Dataset rows:

====================

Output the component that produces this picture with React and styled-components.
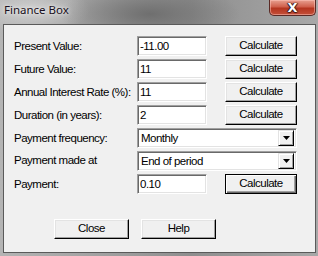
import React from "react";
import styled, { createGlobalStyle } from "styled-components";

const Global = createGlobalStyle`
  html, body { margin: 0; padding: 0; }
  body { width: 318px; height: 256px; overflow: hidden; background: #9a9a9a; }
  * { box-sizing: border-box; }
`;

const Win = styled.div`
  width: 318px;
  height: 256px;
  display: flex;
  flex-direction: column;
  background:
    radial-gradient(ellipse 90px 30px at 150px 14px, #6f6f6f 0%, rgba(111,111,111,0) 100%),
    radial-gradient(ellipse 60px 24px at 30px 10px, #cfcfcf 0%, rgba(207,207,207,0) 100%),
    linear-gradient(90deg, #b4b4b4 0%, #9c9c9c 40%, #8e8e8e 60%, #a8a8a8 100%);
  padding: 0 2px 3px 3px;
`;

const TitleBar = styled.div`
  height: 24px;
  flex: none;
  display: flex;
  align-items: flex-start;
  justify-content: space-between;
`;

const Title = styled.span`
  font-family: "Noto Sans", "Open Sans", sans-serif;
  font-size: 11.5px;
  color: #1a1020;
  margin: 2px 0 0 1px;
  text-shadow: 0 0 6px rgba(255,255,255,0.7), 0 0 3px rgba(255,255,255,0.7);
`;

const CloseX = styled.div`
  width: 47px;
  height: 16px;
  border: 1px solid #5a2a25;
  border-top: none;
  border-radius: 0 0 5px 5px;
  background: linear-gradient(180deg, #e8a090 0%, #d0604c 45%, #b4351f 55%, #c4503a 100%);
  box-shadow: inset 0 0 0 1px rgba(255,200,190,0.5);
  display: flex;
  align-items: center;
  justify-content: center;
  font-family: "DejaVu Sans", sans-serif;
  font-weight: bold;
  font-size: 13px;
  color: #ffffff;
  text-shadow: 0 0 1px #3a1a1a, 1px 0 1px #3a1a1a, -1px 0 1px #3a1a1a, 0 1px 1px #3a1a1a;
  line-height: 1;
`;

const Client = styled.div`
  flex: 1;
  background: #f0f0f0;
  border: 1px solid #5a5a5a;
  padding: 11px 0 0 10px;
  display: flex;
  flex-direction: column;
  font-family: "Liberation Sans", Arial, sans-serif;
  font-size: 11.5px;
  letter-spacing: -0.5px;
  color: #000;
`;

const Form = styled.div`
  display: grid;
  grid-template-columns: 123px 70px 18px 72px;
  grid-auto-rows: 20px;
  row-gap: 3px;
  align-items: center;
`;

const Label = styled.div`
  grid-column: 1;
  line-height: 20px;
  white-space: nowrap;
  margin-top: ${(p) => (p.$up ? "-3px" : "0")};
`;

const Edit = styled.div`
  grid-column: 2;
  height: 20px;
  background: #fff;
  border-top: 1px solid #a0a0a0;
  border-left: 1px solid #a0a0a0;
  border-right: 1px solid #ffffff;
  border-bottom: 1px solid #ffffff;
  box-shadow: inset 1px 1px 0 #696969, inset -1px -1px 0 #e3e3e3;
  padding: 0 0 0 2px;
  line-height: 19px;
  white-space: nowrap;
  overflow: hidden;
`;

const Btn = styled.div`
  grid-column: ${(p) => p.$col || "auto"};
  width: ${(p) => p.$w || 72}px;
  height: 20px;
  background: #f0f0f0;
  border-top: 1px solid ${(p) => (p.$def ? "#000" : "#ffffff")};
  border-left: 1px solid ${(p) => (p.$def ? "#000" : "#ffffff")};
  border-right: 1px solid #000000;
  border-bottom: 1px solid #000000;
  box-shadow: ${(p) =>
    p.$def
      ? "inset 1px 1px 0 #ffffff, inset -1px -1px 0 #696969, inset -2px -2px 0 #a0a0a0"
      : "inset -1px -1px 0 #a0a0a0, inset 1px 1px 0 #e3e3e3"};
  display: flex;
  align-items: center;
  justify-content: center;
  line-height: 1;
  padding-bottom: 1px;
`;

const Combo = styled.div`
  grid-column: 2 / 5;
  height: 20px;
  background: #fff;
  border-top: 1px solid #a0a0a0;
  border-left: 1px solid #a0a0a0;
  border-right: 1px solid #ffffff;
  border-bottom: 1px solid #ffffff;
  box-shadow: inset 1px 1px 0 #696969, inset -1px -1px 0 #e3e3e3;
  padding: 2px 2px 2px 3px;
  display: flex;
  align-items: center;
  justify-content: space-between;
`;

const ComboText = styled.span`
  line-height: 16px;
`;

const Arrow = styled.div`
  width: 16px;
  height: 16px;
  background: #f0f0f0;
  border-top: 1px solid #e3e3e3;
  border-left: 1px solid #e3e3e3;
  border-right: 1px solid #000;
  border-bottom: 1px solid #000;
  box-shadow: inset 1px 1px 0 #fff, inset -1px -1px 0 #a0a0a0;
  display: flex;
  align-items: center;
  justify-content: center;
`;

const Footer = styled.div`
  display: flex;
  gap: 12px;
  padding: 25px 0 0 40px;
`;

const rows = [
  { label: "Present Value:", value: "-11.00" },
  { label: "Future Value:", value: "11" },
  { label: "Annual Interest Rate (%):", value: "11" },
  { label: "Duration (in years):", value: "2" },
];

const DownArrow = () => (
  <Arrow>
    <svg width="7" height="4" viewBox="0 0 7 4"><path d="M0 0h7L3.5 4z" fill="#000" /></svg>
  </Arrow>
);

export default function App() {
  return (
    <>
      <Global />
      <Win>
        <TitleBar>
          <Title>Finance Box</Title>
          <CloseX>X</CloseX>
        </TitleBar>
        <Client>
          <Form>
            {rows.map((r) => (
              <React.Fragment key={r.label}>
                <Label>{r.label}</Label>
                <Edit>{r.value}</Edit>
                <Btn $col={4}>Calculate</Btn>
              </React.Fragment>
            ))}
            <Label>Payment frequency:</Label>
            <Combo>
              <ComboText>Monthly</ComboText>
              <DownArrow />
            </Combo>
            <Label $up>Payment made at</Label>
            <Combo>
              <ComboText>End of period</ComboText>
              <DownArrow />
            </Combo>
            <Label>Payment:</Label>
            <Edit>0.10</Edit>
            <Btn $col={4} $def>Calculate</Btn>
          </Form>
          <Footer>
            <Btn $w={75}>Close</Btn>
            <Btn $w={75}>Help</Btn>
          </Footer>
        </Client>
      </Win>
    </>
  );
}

====================

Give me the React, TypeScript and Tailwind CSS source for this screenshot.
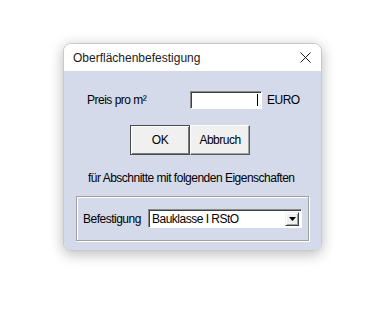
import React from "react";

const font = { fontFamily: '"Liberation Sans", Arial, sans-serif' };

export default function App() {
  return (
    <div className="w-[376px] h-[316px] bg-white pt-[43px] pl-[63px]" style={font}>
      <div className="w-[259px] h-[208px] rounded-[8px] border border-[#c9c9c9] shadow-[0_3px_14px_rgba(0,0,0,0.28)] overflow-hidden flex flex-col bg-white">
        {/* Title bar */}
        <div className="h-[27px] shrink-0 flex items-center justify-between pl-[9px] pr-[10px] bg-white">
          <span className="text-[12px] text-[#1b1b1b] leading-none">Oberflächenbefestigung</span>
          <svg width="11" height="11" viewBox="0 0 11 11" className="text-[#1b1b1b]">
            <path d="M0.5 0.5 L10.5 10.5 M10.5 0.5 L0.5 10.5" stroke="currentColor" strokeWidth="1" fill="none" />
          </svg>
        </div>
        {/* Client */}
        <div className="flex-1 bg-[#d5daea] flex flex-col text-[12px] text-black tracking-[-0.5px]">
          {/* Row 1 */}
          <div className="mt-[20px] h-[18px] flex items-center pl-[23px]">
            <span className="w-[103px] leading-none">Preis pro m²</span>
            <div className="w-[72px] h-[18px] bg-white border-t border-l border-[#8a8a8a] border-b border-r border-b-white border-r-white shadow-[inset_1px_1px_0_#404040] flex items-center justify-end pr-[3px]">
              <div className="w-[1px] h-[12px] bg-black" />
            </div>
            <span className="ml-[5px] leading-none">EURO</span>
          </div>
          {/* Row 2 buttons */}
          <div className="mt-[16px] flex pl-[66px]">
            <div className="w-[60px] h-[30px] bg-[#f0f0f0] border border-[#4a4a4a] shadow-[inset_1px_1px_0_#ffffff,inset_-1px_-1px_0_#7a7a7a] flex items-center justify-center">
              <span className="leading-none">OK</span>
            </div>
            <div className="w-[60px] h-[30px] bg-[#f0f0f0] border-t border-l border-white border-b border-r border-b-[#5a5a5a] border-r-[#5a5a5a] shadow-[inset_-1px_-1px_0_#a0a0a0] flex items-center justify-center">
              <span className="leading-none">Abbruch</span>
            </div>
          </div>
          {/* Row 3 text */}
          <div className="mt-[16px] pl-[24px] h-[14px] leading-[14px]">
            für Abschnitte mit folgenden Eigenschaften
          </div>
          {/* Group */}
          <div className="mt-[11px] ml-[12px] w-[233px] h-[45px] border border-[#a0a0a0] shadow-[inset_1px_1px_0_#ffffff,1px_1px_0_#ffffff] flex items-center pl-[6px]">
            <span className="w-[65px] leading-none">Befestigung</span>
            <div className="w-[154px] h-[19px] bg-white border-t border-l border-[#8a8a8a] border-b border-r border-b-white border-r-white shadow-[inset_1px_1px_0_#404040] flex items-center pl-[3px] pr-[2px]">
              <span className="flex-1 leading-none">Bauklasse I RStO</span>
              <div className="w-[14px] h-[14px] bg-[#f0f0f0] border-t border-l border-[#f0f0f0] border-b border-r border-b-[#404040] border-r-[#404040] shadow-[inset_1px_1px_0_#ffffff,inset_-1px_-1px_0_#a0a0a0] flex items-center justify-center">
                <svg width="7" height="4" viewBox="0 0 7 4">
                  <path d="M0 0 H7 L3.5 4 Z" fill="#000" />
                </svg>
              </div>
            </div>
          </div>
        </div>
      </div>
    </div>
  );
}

====================

Work to complete: List each line holding the string "this".

Correct result:
Output the component that produces this picture with React and styled-components.
Give me the React, TypeScript and Tailwind CSS source for this screenshot.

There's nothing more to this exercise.